Interaction energies between binder polymers and crystalline surfaces in composite materials determined by solution microcalorimetry and computer simulation

Composite rocket propellants (CRP) contain oxidizer particles and fuel particles in an elastomeric binder matrix: The oxidizing agent is mostly ammonium perchlorate and the elastomer is hydroxyl terminated polybutadiene (HTPB) based polyurethane. Whilst being processed easily, mechanical and thermal stability of CRPs may suffer compared to pure elastomer. The components vastly differ in terms of crystallinity, thermal expansion behaviour and polarity. Especially, under wide temperature variations insufficient resilience leads to detachment or dewetting of filler material from the binder and reduced performance. The ageing of such material was successfully characterized by DMA (dynamic mechanical analysis) measurements. The loss factor tanshows characteristic changes in shape and intensity.

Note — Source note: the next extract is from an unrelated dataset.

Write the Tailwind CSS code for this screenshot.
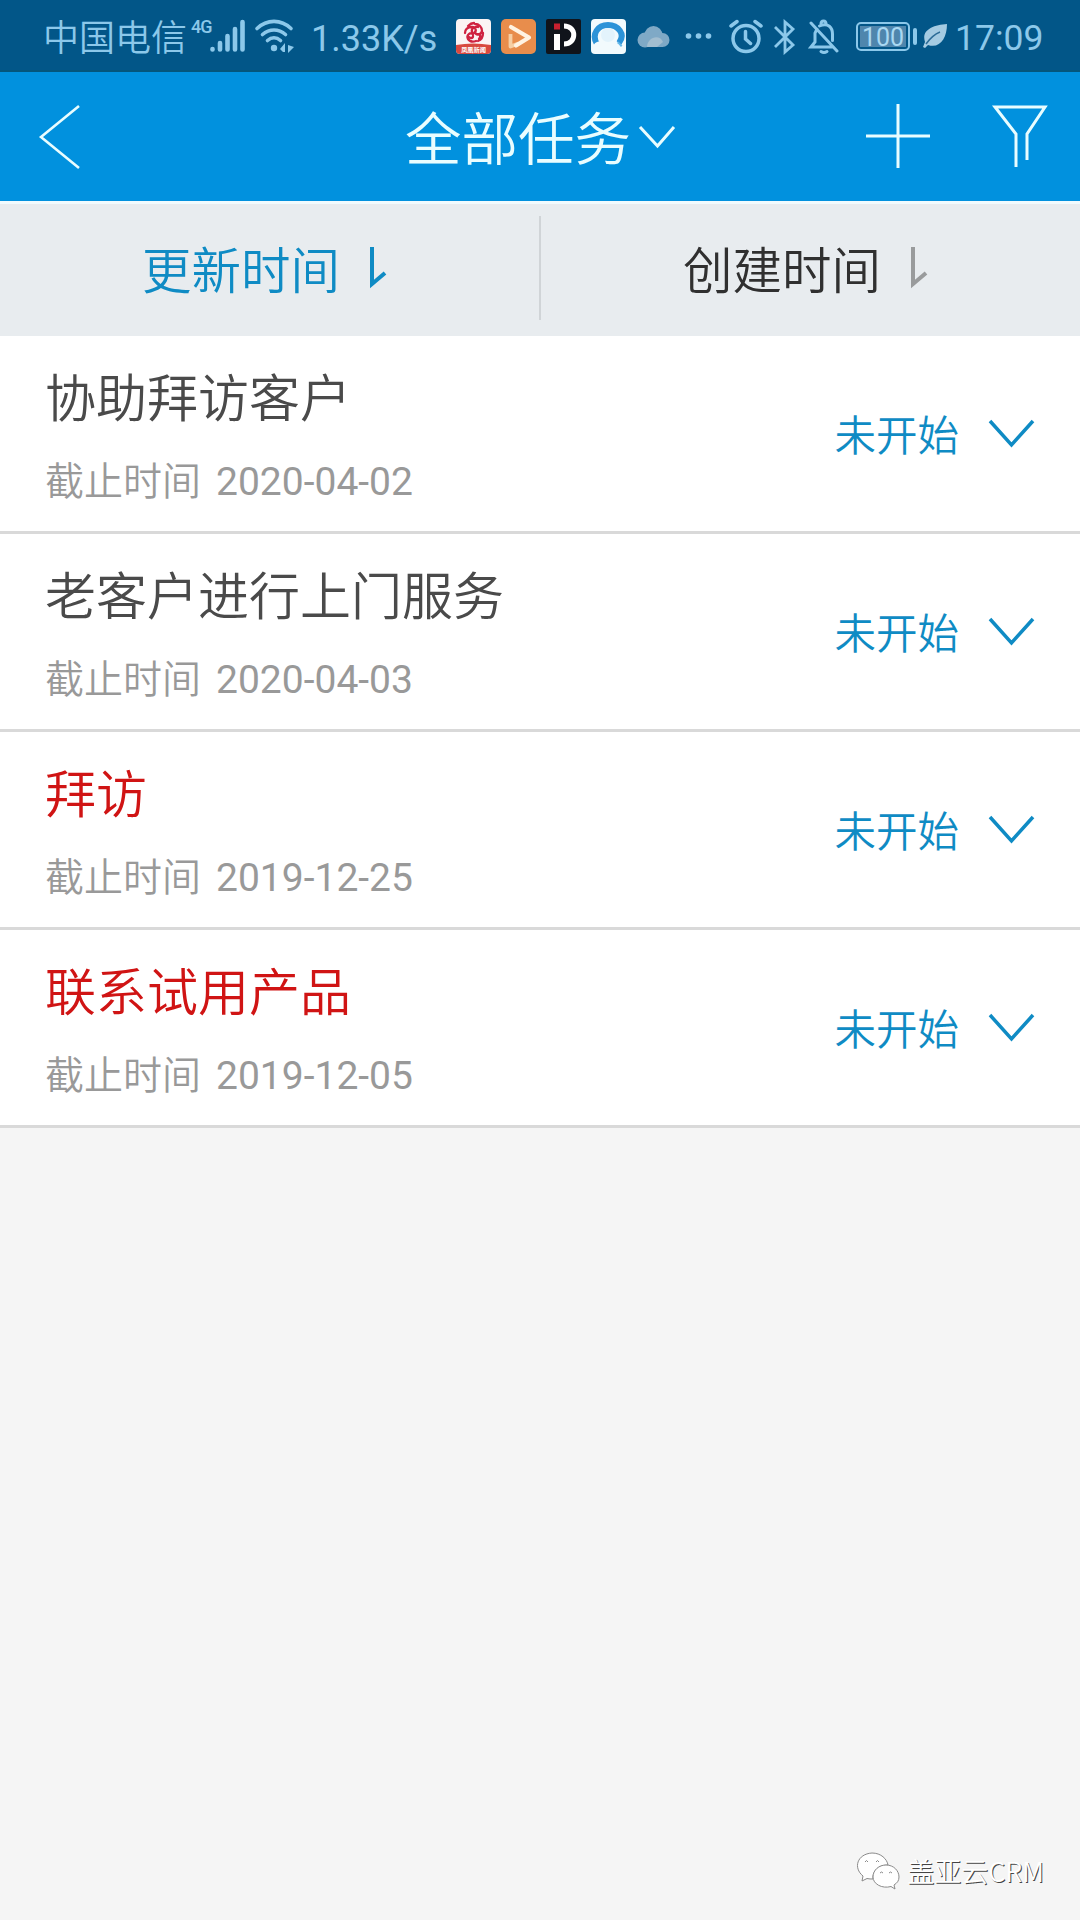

Furtheron the shape of the loss factor is also determined by the intermolecular interactions between binder elastomer and filler materials [1]. This work intends to contribute to elucidating this aspect. Adhesion strength is a crucial measure within the optimization process of CRP mechanical stability: Solution micro calorimetry is employed to investigate the thermal response upon mixing AP with uncured HTPB, or plasticising agents as dioctyl adipate, DOA. Although originally designed for measurement of heats of solution, the setup is readily used to measure the heat of adsorption within saturated solutions. For normalization to heat per surface area, particle size and surface area distributions are determined by laser scattering, scanning electron and optical microscopy, as well as gas adsorption measurements (BET method). Heats of adsorption scale linearly with the total surface of the crystalline sample, including an offset from blank measurements. The results are further used for validation of molecular dynamics computer simulations. Sets of representative crystal surfaces are identified, and loaded with adsorbate. From simulation runs at experimental boundary conditions (pressure, temperature), heats of interaction are straightforwardly extracted, alongside the contribution of each functional group. As results show good quantitative agreement with the corresponding experiments, the simulation procedure qualifies as a screening method in CRP development or generally for composite materials.